Hinter den Kegelschloten der Brunsbütteler Zementfabrik („hier sieht’s wie in Podol aus“, sagt Struha, der alte Maschinist), fahren wir an der Mündung des Kaiser-Wilhelm-Kanals vorüber, er führt nach Kiel, in die Ostsee. Links Hannover. Rechts rückt die schleswig-holsteinische Küste immer weiter und weiter. Mit dem Glas luge ich nach den Helgoländer Felsen aus. Aber ein Moldautender ist kein Aussichtspunkt.

Die Elbe ist hier schon meerhaft. So weit sind die Ufer! Grünlich wird das Wasser. Der Nordwestwind läßt das Schiff rollen. Der Tag macht seine Polster zurecht und blinzelt schläfrig.

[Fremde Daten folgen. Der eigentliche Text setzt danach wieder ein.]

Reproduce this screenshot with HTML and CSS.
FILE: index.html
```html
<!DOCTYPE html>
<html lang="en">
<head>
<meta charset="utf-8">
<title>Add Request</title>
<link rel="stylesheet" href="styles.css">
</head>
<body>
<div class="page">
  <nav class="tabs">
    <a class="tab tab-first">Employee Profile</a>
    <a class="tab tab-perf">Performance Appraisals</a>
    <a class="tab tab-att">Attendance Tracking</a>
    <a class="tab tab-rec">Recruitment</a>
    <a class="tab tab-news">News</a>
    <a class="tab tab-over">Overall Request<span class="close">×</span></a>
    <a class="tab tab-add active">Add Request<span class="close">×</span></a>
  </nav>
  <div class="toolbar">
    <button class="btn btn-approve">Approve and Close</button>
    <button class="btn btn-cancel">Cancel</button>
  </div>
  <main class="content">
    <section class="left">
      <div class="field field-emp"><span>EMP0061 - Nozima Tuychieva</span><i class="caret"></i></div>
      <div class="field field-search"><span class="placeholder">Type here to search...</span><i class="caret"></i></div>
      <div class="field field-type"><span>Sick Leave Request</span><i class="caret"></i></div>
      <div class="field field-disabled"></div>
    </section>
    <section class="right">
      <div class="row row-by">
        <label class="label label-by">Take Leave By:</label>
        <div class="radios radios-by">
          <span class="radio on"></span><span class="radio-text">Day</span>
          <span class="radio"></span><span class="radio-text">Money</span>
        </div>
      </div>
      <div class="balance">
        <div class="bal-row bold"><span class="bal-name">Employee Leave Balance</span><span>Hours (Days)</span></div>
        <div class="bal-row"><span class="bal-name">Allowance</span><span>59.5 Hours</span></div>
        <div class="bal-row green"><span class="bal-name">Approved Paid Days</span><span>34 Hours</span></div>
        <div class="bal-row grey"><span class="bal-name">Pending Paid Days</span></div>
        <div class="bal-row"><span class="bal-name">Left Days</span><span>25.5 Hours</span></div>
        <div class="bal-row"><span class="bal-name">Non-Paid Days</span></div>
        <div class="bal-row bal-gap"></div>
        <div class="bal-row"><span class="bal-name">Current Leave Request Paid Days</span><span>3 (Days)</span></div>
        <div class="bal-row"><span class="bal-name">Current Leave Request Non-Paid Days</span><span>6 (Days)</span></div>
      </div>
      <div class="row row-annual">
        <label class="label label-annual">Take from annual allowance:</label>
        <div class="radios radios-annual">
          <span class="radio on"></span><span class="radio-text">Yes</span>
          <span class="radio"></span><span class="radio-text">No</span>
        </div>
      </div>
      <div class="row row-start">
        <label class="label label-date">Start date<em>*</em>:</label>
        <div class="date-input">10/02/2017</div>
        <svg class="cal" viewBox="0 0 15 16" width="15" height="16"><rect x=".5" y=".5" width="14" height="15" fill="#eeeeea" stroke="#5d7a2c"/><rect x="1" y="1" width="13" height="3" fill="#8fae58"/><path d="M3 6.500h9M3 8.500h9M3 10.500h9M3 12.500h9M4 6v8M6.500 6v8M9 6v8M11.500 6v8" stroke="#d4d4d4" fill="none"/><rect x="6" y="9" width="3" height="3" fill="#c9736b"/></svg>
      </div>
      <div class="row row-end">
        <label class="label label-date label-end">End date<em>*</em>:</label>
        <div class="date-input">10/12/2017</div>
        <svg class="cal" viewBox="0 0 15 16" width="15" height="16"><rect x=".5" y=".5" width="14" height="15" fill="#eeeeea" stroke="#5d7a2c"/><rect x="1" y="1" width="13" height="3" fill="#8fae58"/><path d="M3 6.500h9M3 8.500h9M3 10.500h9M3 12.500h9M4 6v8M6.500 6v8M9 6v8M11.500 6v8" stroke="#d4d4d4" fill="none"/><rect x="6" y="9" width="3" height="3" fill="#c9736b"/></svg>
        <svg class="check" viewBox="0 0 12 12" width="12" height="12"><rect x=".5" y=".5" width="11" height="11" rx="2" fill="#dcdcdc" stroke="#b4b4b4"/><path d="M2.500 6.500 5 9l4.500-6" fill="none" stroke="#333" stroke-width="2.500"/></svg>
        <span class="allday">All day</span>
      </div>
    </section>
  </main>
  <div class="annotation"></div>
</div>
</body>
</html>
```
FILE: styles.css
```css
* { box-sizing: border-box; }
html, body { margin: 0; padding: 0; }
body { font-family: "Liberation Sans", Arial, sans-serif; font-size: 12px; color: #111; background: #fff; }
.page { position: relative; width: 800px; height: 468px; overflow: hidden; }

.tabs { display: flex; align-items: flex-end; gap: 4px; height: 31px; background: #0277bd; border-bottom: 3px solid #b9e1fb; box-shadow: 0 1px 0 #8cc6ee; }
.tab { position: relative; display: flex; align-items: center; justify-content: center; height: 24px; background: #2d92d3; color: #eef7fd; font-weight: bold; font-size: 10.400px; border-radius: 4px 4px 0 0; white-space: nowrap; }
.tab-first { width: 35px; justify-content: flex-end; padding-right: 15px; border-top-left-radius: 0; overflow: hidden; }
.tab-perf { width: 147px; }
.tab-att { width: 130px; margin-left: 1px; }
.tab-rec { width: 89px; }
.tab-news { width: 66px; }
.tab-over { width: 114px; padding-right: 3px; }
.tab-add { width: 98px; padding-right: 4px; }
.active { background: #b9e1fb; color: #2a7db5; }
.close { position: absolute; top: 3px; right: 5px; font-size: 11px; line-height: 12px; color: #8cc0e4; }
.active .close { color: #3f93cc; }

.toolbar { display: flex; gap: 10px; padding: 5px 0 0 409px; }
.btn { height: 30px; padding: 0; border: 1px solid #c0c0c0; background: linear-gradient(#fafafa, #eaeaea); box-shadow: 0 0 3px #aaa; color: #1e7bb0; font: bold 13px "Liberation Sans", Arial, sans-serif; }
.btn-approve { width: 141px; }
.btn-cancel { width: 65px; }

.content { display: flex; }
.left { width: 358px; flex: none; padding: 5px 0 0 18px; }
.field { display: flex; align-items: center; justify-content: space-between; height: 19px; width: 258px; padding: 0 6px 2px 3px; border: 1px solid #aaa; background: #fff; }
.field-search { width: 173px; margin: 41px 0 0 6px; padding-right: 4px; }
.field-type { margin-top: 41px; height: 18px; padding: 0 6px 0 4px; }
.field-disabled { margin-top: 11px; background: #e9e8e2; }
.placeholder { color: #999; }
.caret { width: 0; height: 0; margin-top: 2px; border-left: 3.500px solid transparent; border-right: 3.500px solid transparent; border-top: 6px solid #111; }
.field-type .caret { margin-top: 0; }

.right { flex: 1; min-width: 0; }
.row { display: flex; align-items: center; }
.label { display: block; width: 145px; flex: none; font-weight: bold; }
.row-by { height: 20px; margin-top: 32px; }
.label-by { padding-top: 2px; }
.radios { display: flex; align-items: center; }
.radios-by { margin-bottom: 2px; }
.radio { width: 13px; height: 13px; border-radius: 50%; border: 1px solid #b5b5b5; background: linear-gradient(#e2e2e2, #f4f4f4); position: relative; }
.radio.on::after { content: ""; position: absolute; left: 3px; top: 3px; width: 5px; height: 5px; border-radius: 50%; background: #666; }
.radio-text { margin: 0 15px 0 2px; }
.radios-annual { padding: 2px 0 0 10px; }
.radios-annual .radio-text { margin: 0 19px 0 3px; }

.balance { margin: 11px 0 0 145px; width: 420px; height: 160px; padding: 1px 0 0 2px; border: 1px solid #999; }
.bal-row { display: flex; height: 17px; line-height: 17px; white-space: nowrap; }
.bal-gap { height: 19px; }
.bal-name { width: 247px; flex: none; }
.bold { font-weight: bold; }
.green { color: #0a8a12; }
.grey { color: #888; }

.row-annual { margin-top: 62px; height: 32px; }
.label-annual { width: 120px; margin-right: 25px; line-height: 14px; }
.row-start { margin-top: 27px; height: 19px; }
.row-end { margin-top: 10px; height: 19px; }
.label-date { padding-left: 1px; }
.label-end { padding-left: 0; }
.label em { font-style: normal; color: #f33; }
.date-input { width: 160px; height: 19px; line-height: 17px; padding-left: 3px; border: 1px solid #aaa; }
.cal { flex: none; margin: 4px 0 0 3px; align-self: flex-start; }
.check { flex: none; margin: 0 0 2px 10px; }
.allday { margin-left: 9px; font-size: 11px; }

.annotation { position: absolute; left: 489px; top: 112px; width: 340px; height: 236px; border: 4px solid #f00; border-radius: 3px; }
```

Gasflammen auf Leuchtbojen, die auch tagsüber brennen, werden sichtbar. Die Flut schlägt uns entgegen, verzögert das Tempo des „A. Lanna 6“. Salzig und naß ist die Kälte, die sich uns in Mund und Poren drängt. Manche Leuchttürme sind ruhigen Blicks, andere zucken ununterbrochen mit den Wimpern. Um sechs Uhr fahren wir den großen Kai von Cuxhaven entlang. Vor sechs Jahren habe ich ihn auch gesehen, den großen Kai von Cuxhaven. Da war er schwarz von Menschen, von jubelnden Zehntausenden, die den größten Dampfer der Welt sehen wollten. Ich stand oben auf dem Promenadendeck, elf Stockwerk hoch, und nur durch den Zeiß konnte ich die Gesichter da unten unterscheiden. Die Bordkapelle spielte: „Muß i denn, muß i denn zum Städtle hinaus ...“, unsere schwimmende Stadt fuhr ab, Tücherschwenken.

Wehmütiger als damals die Abfahrt muß mich heute die Ankunft stimmen. Von unten blicke ich zum Molo empor. Und kein Mensch ist auf dem herbstabendlichen Steinwall zu sehen. Nein, es ist nicht mehr das größte Schiff der größten Flotte, auf dem ich da bin. 8 Tonnen hat „A. Lanna 6“, 55 000 hatte die „Vaterland“. Keines ihrer Rettungsboote war so klein wie unser heutiges Vehikel. 12 000 Mann Besatzung und 4080 Passagiere, — unser Dampfboot hat 3 Mann Besatzung für seine Seefahrt, und nur einen Passagier, mich.

Und für den Zeugen dieser beiden Ereignisse von gleicher Begriffskategorie und ungeheurem Dimensionsunterschied ergibt sich bei den Vergleichen, die er unsinnigerweise anstellt, nichts anderes als das, was jedem Menschen unserer Zeit überall und stündlich einfällt: daß es nie einen größeren Divisor gegeben hat, als diese sechs Jahre.